Data extract:
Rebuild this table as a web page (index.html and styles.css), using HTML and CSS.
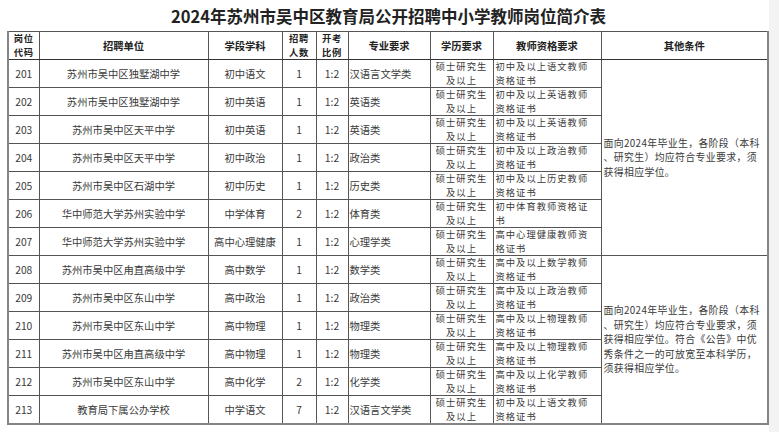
FILE: index.html
```html
<!DOCTYPE html>
<html lang="zh-CN">
<head>
<meta charset="utf-8">
<title>2024年苏州市吴中区教育局公开招聘中小学教师岗位简介表</title>
<link rel="stylesheet" href="styles.css">
</head>
<body>
<div class="page">
  <h1 class="title">2024年苏州市吴中区教育局公开招聘中小学教师岗位简介表</h1>
  <table class="jobs">
    <colgroup>
      <col class="c-code"><col class="c-unit"><col class="c-subj"><col class="c-num"><col class="c-ratio"><col class="c-major"><col class="c-edu"><col class="c-cert"><col class="c-other">
    </colgroup>
    <thead>
      <tr>
        <th class="two">岗位<br>代码</th>
        <th>招聘单位</th>
        <th>学段学科</th>
        <th class="two">招聘<br>人数</th>
        <th class="two">开考<br>比例</th>
        <th>专业要求</th>
        <th>学历要求</th>
        <th>教师资格要求</th>
        <th>其他条件</th>
      </tr>
    </thead>
    <tbody>
      <tr><td class="ctr">201</td><td class="ctr">苏州市吴中区独墅湖中学</td><td class="ctr">初中语文</td><td class="ctr">1</td><td class="ctr">1:2</td><td class="lft">汉语言文学类</td><td class="edu">硕士研究生<br>及以上</td><td class="cert">初中及以上语文教师<br>资格证书</td>
        <td class="other" rowspan="7">面向2024年毕业生，各阶段（本科<br>、研究生）均应符合专业要求，须<br>获得相应学位。</td></tr>
      <tr><td class="ctr">202</td><td class="ctr">苏州市吴中区独墅湖中学</td><td class="ctr">初中英语</td><td class="ctr">1</td><td class="ctr">1:2</td><td class="lft">英语类</td><td class="edu">硕士研究生<br>及以上</td><td class="cert">初中及以上英语教师<br>资格证书</td></tr>
      <tr><td class="ctr">203</td><td class="ctr">苏州市吴中区天平中学</td><td class="ctr">初中英语</td><td class="ctr">1</td><td class="ctr">1:2</td><td class="lft">英语类</td><td class="edu">硕士研究生<br>及以上</td><td class="cert">初中及以上英语教师<br>资格证书</td></tr>
      <tr><td class="ctr">204</td><td class="ctr">苏州市吴中区天平中学</td><td class="ctr">初中政治</td><td class="ctr">1</td><td class="ctr">1:2</td><td class="lft">政治类</td><td class="edu">硕士研究生<br>及以上</td><td class="cert">初中及以上政治教师<br>资格证书</td></tr>
      <tr><td class="ctr">205</td><td class="ctr">苏州市吴中区石湖中学</td><td class="ctr">初中历史</td><td class="ctr">1</td><td class="ctr">1:2</td><td class="lft">历史类</td><td class="edu">硕士研究生<br>及以上</td><td class="cert">初中及以上历史教师<br>资格证书</td></tr>
      <tr><td class="ctr">206</td><td class="ctr">华中师范大学苏州实验中学</td><td class="ctr">中学体育</td><td class="ctr">2</td><td class="ctr">1:2</td><td class="lft">体育类</td><td class="edu">硕士研究生<br>及以上</td><td class="cert">初中体育教师资格证<br>书</td></tr>
      <tr><td class="ctr">207</td><td class="ctr">华中师范大学苏州实验中学</td><td class="ctr">高中心理健康</td><td class="ctr">1</td><td class="ctr">1:2</td><td class="lft">心理学类</td><td class="edu">硕士研究生<br>及以上</td><td class="cert">高中心理健康教师资<br>格证书</td></tr>
      <tr><td class="ctr">208</td><td class="ctr">苏州市吴中区甪直高级中学</td><td class="ctr">高中数学</td><td class="ctr">1</td><td class="ctr">1:2</td><td class="lft">数学类</td><td class="edu">硕士研究生<br>及以上</td><td class="cert">高中及以上数学教师<br>资格证书</td>
        <td class="other" rowspan="6">面向2024年毕业生，各阶段（本科<br>、研究生）均应符合专业要求，须<br>获得相应学位。符合《公告》中优<br>秀条件之一的可放宽至本科学历，<br>须获得相应学位。</td></tr>
      <tr><td class="ctr">209</td><td class="ctr">苏州市吴中区东山中学</td><td class="ctr">高中政治</td><td class="ctr">1</td><td class="ctr">1:2</td><td class="lft">政治类</td><td class="edu">硕士研究生<br>及以上</td><td class="cert">高中及以上政治教师<br>资格证书</td></tr>
      <tr><td class="ctr">210</td><td class="ctr">苏州市吴中区东山中学</td><td class="ctr">高中物理</td><td class="ctr">1</td><td class="ctr">1:2</td><td class="lft">物理类</td><td class="edu">硕士研究生<br>及以上</td><td class="cert">高中及以上物理教师<br>资格证书</td></tr>
      <tr><td class="ctr">211</td><td class="ctr">苏州市吴中区甪直高级中学</td><td class="ctr">高中物理</td><td class="ctr">1</td><td class="ctr">1:2</td><td class="lft">物理类</td><td class="edu">硕士研究生<br>及以上</td><td class="cert">高中及以上物理教师<br>资格证书</td></tr>
      <tr><td class="ctr">212</td><td class="ctr">苏州市吴中区东山中学</td><td class="ctr">高中化学</td><td class="ctr">2</td><td class="ctr">1:2</td><td class="lft">化学类</td><td class="edu">硕士研究生<br>及以上</td><td class="cert">高中及以上化学教师<br>资格证书</td></tr>
      <tr><td class="ctr">213</td><td class="ctr">教育局下属公办学校</td><td class="ctr">中学语文</td><td class="ctr">7</td><td class="ctr">1:2</td><td class="lft">汉语言文学类</td><td class="edu">硕士研究生<br>及以上</td><td class="cert">初中及以上语文教师<br>资格证书</td></tr>
    </tbody>
  </table>
</div>
</body>
</html>
```
FILE: styles.css
```css
html {
  background: #f3f3f3;
}
body {
  margin: 0;
  font-family: "Noto Sans CJK SC", "Noto Sans", sans-serif;
  color: #3a3a3a;
}
.page {
  width: 762px;
  height: 432px;
  padding-left: 7px;
  background: #ffffff;
  overflow: hidden;
}
.title {
  margin: 0;
  height: 31px;
  padding-left: 1px;
  font-size: 16.5px;
  line-height: 33px;
  font-weight: 700;
  text-align: center;
  color: #222;
}
.jobs {
  width: 762px;
  table-layout: fixed;
  border-collapse: collapse;
  border: 2px solid #858585;
  border-top: 1px solid #555;
  font-size: 10.3px;
}
.c-code { width: 31px; }
.c-unit { width: 169px; }
.c-subj { width: 74px; }
.c-num { width: 34px; }
.c-ratio { width: 32px; }
.c-major { width: 82px; }
.c-edu { width: 63px; }
.c-cert { width: 108px; }
.c-other { width: 167px; }
.jobs tr {
  height: 28px;
}
.jobs th,
.jobs td {
  border: 1px solid #555;
  padding: 0;
  white-space: nowrap;
  overflow: hidden;
  vertical-align: middle;
}
.jobs th {
  font-weight: 700;
  color: #222;
  text-align: center;
  font-size: 10.3px;
  line-height: 14px;
}
.jobs th.two {
  font-size: 9.3px;
  line-height: 13.5px;
  letter-spacing: 0.8px;
}
.jobs thead th {
  border-bottom-color: #333;
}
.ctr {
  text-align: center;
}
.lft {
  text-align: left;
  padding-left: 1px !important;
}
.edu {
  text-align: center;
  font-size: 9.3px;
  line-height: 13.5px;
  letter-spacing: 1px;
}
.cert {
  text-align: left;
  padding-left: 2px !important;
  font-size: 9.3px;
  line-height: 13.5px;
  letter-spacing: 1px;
}
.other {
  text-align: left;
  padding-left: 2px !important;
  font-size: 9.9px;
  line-height: 14.4px;
  letter-spacing: 0.35px;
}
```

Requirement: Are you able to set down all the lines above exactly, without any pictures?

Written answer:
Rebuild this table as a web page (index.html and styles.css), using HTML and CSS.
FILE: index.html
```html
<!DOCTYPE html>
<html lang="zh-CN">
<head>
<meta charset="utf-8">
<title>2024年苏州市吴中区教育局公开招聘中小学教师岗位简介表</title>
<link rel="stylesheet" href="styles.css">
</head>
<body>
<div class="page">
  <h1 class="title">2024年苏州市吴中区教育局公开招聘中小学教师岗位简介表</h1>
  <table class="jobs">
    <colgroup>
      <col class="c-code"><col class="c-unit"><col class="c-subj"><col class="c-num"><col class="c-ratio"><col class="c-major"><col class="c-edu"><col class="c-cert"><col class="c-other">
    </colgroup>
    <thead>
      <tr>
        <th class="two">岗位<br>代码</th>
        <th>招聘单位</th>
        <th>学段学科</th>
        <th class="two">招聘<br>人数</th>
        <th class="two">开考<br>比例</th>
        <th>专业要求</th>
        <th>学历要求</th>
        <th>教师资格要求</th>
        <th>其他条件</th>
      </tr>
    </thead>
    <tbody>
      <tr><td class="ctr">201</td><td class="ctr">苏州市吴中区独墅湖中学</td><td class="ctr">初中语文</td><td class="ctr">1</td><td class="ctr">1:2</td><td class="lft">汉语言文学类</td><td class="edu">硕士研究生<br>及以上</td><td class="cert">初中及以上语文教师<br>资格证书</td>
        <td class="other" rowspan="7">面向2024年毕业生，各阶段（本科<br>、研究生）均应符合专业要求，须<br>获得相应学位。</td></tr>
      <tr><td class="ctr">202</td><td class="ctr">苏州市吴中区独墅湖中学</td><td class="ctr">初中英语</td><td class="ctr">1</td><td class="ctr">1:2</td><td class="lft">英语类</td><td class="edu">硕士研究生<br>及以上</td><td class="cert">初中及以上英语教师<br>资格证书</td></tr>
      <tr><td class="ctr">203</td><td class="ctr">苏州市吴中区天平中学</td><td class="ctr">初中英语</td><td class="ctr">1</td><td class="ctr">1:2</td><td class="lft">英语类</td><td class="edu">硕士研究生<br>及以上</td><td class="cert">初中及以上英语教师<br>资格证书</td></tr>
      <tr><td class="ctr">204</td><td class="ctr">苏州市吴中区天平中学</td><td class="ctr">初中政治</td><td class="ctr">1</td><td class="ctr">1:2</td><td class="lft">政治类</td><td class="edu">硕士研究生<br>及以上</td><td class="cert">初中及以上政治教师<br>资格证书</td></tr>
      <tr><td class="ctr">205</td><td class="ctr">苏州市吴中区石湖中学</td><td class="ctr">初中历史</td><td class="ctr">1</td><td class="ctr">1:2</td><td class="lft">历史类</td><td class="edu">硕士研究生<br>及以上</td><td class="cert">初中及以上历史教师<br>资格证书</td></tr>
      <tr><td class="ctr">206</td><td class="ctr">华中师范大学苏州实验中学</td><td class="ctr">中学体育</td><td class="ctr">2</td><td class="ctr">1:2</td><td class="lft">体育类</td><td class="edu">硕士研究生<br>及以上</td><td class="cert">初中体育教师资格证<br>书</td></tr>
      <tr><td class="ctr">207</td><td class="ctr">华中师范大学苏州实验中学</td><td class="ctr">高中心理健康</td><td class="ctr">1</td><td class="ctr">1:2</td><td class="lft">心理学类</td><td class="edu">硕士研究生<br>及以上</td><td class="cert">高中心理健康教师资<br>格证书</td></tr>
      <tr><td class="ctr">208</td><td class="ctr">苏州市吴中区甪直高级中学</td><td class="ctr">高中数学</td><td class="ctr">1</td><td class="ctr">1:2</td><td class="lft">数学类</td><td class="edu">硕士研究生<br>及以上</td><td class="cert">高中及以上数学教师<br>资格证书</td>
        <td class="other" rowspan="6">面向2024年毕业生，各阶段（本科<br>、研究生）均应符合专业要求，须<br>获得相应学位。符合《公告》中优<br>秀条件之一的可放宽至本科学历，<br>须获得相应学位。</td></tr>
      <tr><td class="ctr">209</td><td class="ctr">苏州市吴中区东山中学</td><td class="ctr">高中政治</td><td class="ctr">1</td><td class="ctr">1:2</td><td class="lft">政治类</td><td class="edu">硕士研究生<br>及以上</td><td class="cert">高中及以上政治教师<br>资格证书</td></tr>
      <tr><td class="ctr">210</td><td class="ctr">苏州市吴中区东山中学</td><td class="ctr">高中物理</td><td class="ctr">1</td><td class="ctr">1:2</td><td class="lft">物理类</td><td class="edu">硕士研究生<br>及以上</td><td class="cert">高中及以上物理教师<br>资格证书</td></tr>
      <tr><td class="ctr">211</td><td class="ctr">苏州市吴中区甪直高级中学</td><td class="ctr">高中物理</td><td class="ctr">1</td><td class="ctr">1:2</td><td class="lft">物理类</td><td class="edu">硕士研究生<br>及以上</td><td class="cert">高中及以上物理教师<br>资格证书</td></tr>
      <tr><td class="ctr">212</td><td class="ctr">苏州市吴中区东山中学</td><td class="ctr">高中化学</td><td class="ctr">2</td><td class="ctr">1:2</td><td class="lft">化学类</td><td class="edu">硕士研究生<br>及以上</td><td class="cert">高中及以上化学教师<br>资格证书</td></tr>
      <tr><td class="ctr">213</td><td class="ctr">教育局下属公办学校</td><td class="ctr">中学语文</td><td class="ctr">7</td><td class="ctr">1:2</td><td class="lft">汉语言文学类</td><td class="edu">硕士研究生<br>及以上</td><td class="cert">初中及以上语文教师<br>资格证书</td></tr>
    </tbody>
  </table>
</div>
</body>
</html>
```
FILE: styles.css
```css
html {
  background: #f3f3f3;
}
body {
  margin: 0;
  font-family: "Noto Sans CJK SC", "Noto Sans", sans-serif;
  color: #3a3a3a;
}
.page {
  width: 762px;
  height: 432px;
  padding-left: 7px;
  background: #ffffff;
  overflow: hidden;
}
.title {
  margin: 0;
  height: 31px;
  padding-left: 1px;
  font-size: 16.5px;
  line-height: 33px;
  font-weight: 700;
  text-align: center;
  color: #222;
}
.jobs {
  width: 762px;
  table-layout: fixed;
  border-collapse: collapse;
  border: 2px solid #858585;
  border-top: 1px solid #555;
  font-size: 10.3px;
}
.c-code { width: 31px; }
.c-unit { width: 169px; }
.c-subj { width: 74px; }
.c-num { width: 34px; }
.c-ratio { width: 32px; }
.c-major { width: 82px; }
.c-edu { width: 63px; }
.c-cert { width: 108px; }
.c-other { width: 167px; }
.jobs tr {
  height: 28px;
}
.jobs th,
.jobs td {
  border: 1px solid #555;
  padding: 0;
  white-space: nowrap;
  overflow: hidden;
  vertical-align: middle;
}
.jobs th {
  font-weight: 700;
  color: #222;
  text-align: center;
  font-size: 10.3px;
  line-height: 14px;
}
.jobs th.two {
  font-size: 9.3px;
  line-height: 13.5px;
  letter-spacing: 0.8px;
}
.jobs thead th {
  border-bottom-color: #333;
}
.ctr {
  text-align: center;
}
.lft {
  text-align: left;
  padding-left: 1px !important;
}
.edu {
  text-align: center;
  font-size: 9.3px;
  line-height: 13.5px;
  letter-spacing: 1px;
}
.cert {
  text-align: left;
  padding-left: 2px !important;
  font-size: 9.3px;
  line-height: 13.5px;
  letter-spacing: 1px;
}
.other {
  text-align: left;
  padding-left: 2px !important;
  font-size: 9.9px;
  line-height: 14.4px;
  letter-spacing: 0.35px;
}
```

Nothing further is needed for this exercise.